Таким образом, интерпретируя стиль Шумана как «чужое слово», Рим создает свой собственный вариант «новой моностилистики», с предельным взаимодействием и одновременно предельной конфронтацией стилей. Взаимодействие усиливается еще и тем, что сама фигура Шумана предстает в двойственном значении: как лирический герой и как стилевая модель (подобно тому, как портреты музыкантов в «Карнавале» Шумана изображаются средствами их музыкальных стилей).
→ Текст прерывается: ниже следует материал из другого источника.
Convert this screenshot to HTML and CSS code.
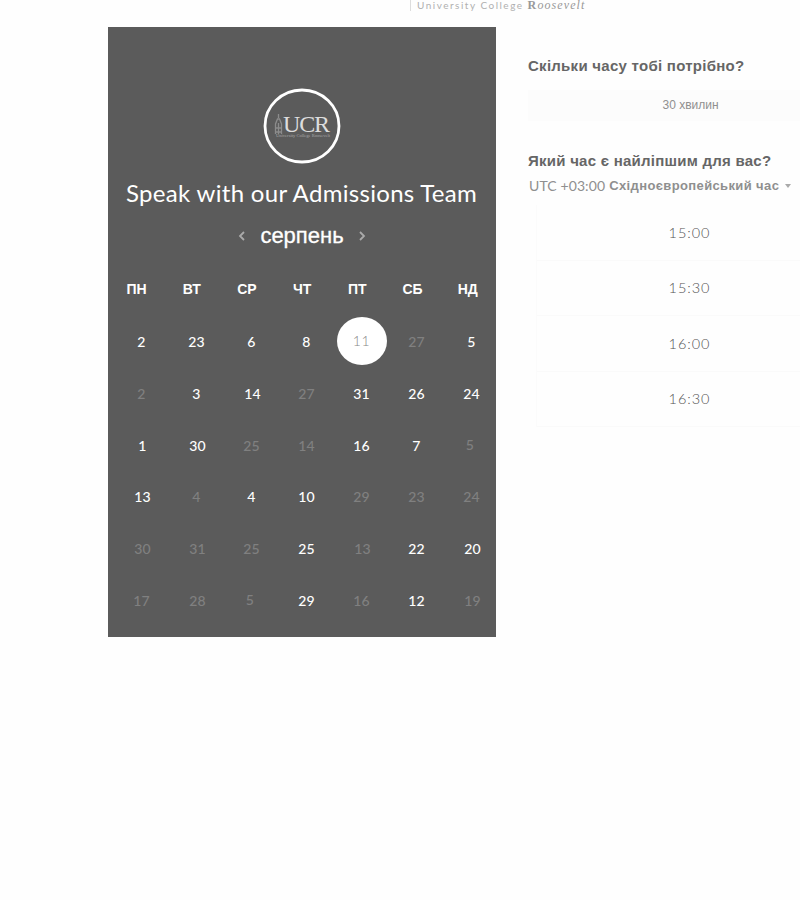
FILE: index.html
```html
<!DOCTYPE html>
<html lang="uk">
<head>
<meta charset="utf-8">
<title>Speak with our Admissions Team</title>
<link rel="stylesheet" href="styles.css">
</head>
<body>
<header class="brand"><span class="brand-text">University College <span class="brand-name"><b>R</b><i>oosevelt</i></span></span></header>
<main class="booking">
  <section class="calendar">
    <svg class="logo" viewBox="0 0 78 76" width="78" height="76">
      <ellipse cx="39" cy="38" rx="37" ry="36" fill="none" stroke="#fff" stroke-width="2.8"/>
      <path d="M15.500 30v-4M12.500 46V36l2-5h2l2 5v10M15.500 35v11M12 40h7M12 44h7" fill="none" stroke="#8c8c8c" stroke-width="1.300"/>
      <text class="logo-main" x="20" y="44" textLength="47">UCR</text>
      <text class="logo-sub" x="13" y="49" textLength="54">University College Roosevelt</text>
    </svg>
    <h1 class="title"><span>Speak with our Admissions Team</span></h1>
    <div class="month">
      <svg width="8" height="12" viewBox="0 0 8 12"><path d="M6 2 2 6l4 4"/></svg>
      <span class="month-name">серпень</span>
      <svg width="8" height="12" viewBox="0 0 8 12"><path d="m2 2 4 4-4 4"/></svg>
    </div>
    <div class="weekdays"><span>ПН</span><span>ВТ</span><span>СР</span><span>ЧТ</span><span>ПТ</span><span>СБ</span><span>НД</span></div>
    <div class="days">
      <span>2</span><span>23</span><span>6</span><span>8</span><span class="selected">11</span><span class="off">27</span><span>5</span>
      <span class="off">2</span><span>3</span><span class="right">14</span><span class="off">27</span><span>31</span><span>26</span><span>24</span>
      <span class="right">1</span><span class="right">30</span><span class="off">25</span><span class="off">14</span><span>16</span><span>7</span><span class="off raised">5</span>
      <span class="right">13</span><span class="off">4</span><span>4</span><span>10</span><span class="off">29</span><span class="off">23</span><span class="off">24</span>
      <span class="off right">30</span><span class="off right">31</span><span class="off">25</span><span>25</span><span class="off right">13</span><span>22</span><span class="right">20</span>
      <span class="off">17</span><span class="off right">28</span><span class="off raised">5</span><span>29</span><span class="off">16</span><span>12</span><span class="off right">19</span>
    </div>
  </section>
  <section class="options">
    <h2><span class="q1">Скільки часу тобі потрібно?</span></h2>
    <div class="duration"><span>30 хвилин</span></div>
    <h2><span class="q2">Який час є найліпшим для вас?</span></h2>
    <div class="zone"><span class="utc">UTC +03:00</span><b>Східноєвропейський час</b><i class="caret"></i></div>
    <div class="slots"><span>15:00</span><span>15:30</span><span>16:00</span><span>16:30</span></div>
  </section>
</main>
</body>
</html>
```
FILE: styles.css
```css
* { box-sizing: border-box; }
body { margin: 0; width: 800px; height: 900px; overflow: hidden; background: #fefefe; font-family: Lato, "Liberation Sans", sans-serif; }
.brand { display: flow-root; height: 26.5px; padding-left: 410px; color: #b0b0b0; font-size: 10px; line-height: 12px; white-space: nowrap; }
.brand-text { display: block; height: 12px; margin-top: -1px; padding-left: 6px; border-left: 1px solid #ddd; letter-spacing: 1.5px; }
.brand-name { font-family: "Liberation Serif", serif; font-size: 12px; line-height: 10px; letter-spacing: 1.1px; color: #999; }
.booking { display: flex; padding-left: 108px; }
.calendar { flex: none; width: 388px; height: 610px; padding-top: 61.5px; background: #5b5b5b; color: #fff; }
.logo { display: block; margin: 0 0 0 155px; }
.logo-main { font-family: "Liberation Serif", serif; font-size: 24px; fill: #ddd; }
.logo-sub { font-family: "Liberation Serif", serif; font-size: 4.5px; fill: #aaa; }
.title { margin: 11px 0 0; padding-left: 18px; font-size: 24px; line-height: 36px; font-weight: 400; letter-spacing: .31px; white-space: nowrap; }
.month { display: flex; align-items: center; justify-content: center; gap: 14px; height: 50px; }
.month svg { fill: none; stroke: #aaa; stroke-width: 1.8; }
.month-name { font: 22px/30px "Liberation Sans", sans-serif; -webkit-text-stroke: .3px #fff; }
.weekdays, .days { display: grid; grid-template-columns: repeat(7, 55px); justify-items: center; }
.weekdays { grid-template-columns: repeat(7, 55.2px); margin-left: 1px; padding-top: 18px; font: bold 14px/20px "Liberation Sans", sans-serif; height: 55px; }
.days { margin-left: 6px; grid-auto-rows: 51.7px; align-items: center; font-size: 14px; font-weight: 500; letter-spacing: .2px; }
.off { color: #808080; }
.right { transform: translateX(1px); }
.raised { transform: translate(-1.5px, -1px); }
.selected { display: flex; align-items: center; justify-content: center; width: 50px; height: 48px; border-radius: 50%; background: #fff; color: #888; font-weight: 300; letter-spacing: .6px; transform: translateY(-1px); }
.options { flex: 1; min-width: 0; padding-left: 32px; padding-top: 28.5px; color: #666; white-space: nowrap; }
h2 { margin: 0; font: bold 15px/22px "Liberation Sans", sans-serif; }
.q1 { letter-spacing: .27px; }
.q2 { letter-spacing: .25px; }
.duration { margin: 13px 0 29px; padding-left: 53px; height: 31px; background: #fcfcfc; text-align: center; font: 12px/31px "Liberation Sans", sans-serif; color: #909090; }
.zone { display: flex; align-items: center; height: 27px; padding-left: 1px; color: #8f8f8f; font-size: 14px; }
.utc { margin-right: 4px; letter-spacing: .1px; }
.zone b { font: bold 13px/20px "Liberation Sans", sans-serif; letter-spacing: .38px; }
.caret { margin-left: 6px; border: 3.5px solid transparent; border-top: 4px solid #aaa; border-bottom: 0; }
.slots { display: grid; grid-auto-rows: 55.5px; margin-top: 6px; margin-left: 8px; }
.slots span { display: flex; align-items: center; justify-content: center; padding-left: 42px; border-left: 1px solid #fbfbfb; border-bottom: 1px solid #fafafa; font-size: 14.5px; font-weight: 300; letter-spacing: .95px; color: #555; }
```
Стилевое взаимодействие не исчерпывается односторонним влиянием Шумана на стиль Рима. Другая грань замысла «Чужеземных сцен» – воссоздать облик Шумана в том варианте, в котором он существовал в его поздний период и не мог быть до конца понят его современниками. Рим показывает неисследованные грани творчества Шумана путем намеренного их акцентирования, одновременно искажая их, как это делали экспрессионисты, и тем самым создает как бы современный портрет позднего Шумана.


Литература
  1. Власова Н. Пересечение с музыкальной традицией в творчестве западногерманских композиторов 1970 – 1980х годов. Автореф. дисс. … канд. иск. – М., 1998.
  2. Катунян М. Новый комментарий как стратегия самоидентификации через миф // Искусство XX века как искусство интерпретации. – Нижний Новгород, 2006.
  3. Савенко С. Есть ли индивидуальный стиль в музыке поставангарда? // Советская музыка. 1982. №5.
  4. Danuser H. Innerlichkeit und Äußerlichkeit in der Musikästhetik der Gegenwart // Die Musik der achtziger Jahre. – Mainz, 1990.
  5. Rihm W. Fremde Blätter (über Robert Schumann) // W.Rihm. Ausgesprochen.
    Schriften und Gespräche. Bd. 1. Hrsg. von U.Mosch. – Winterthur, 1997.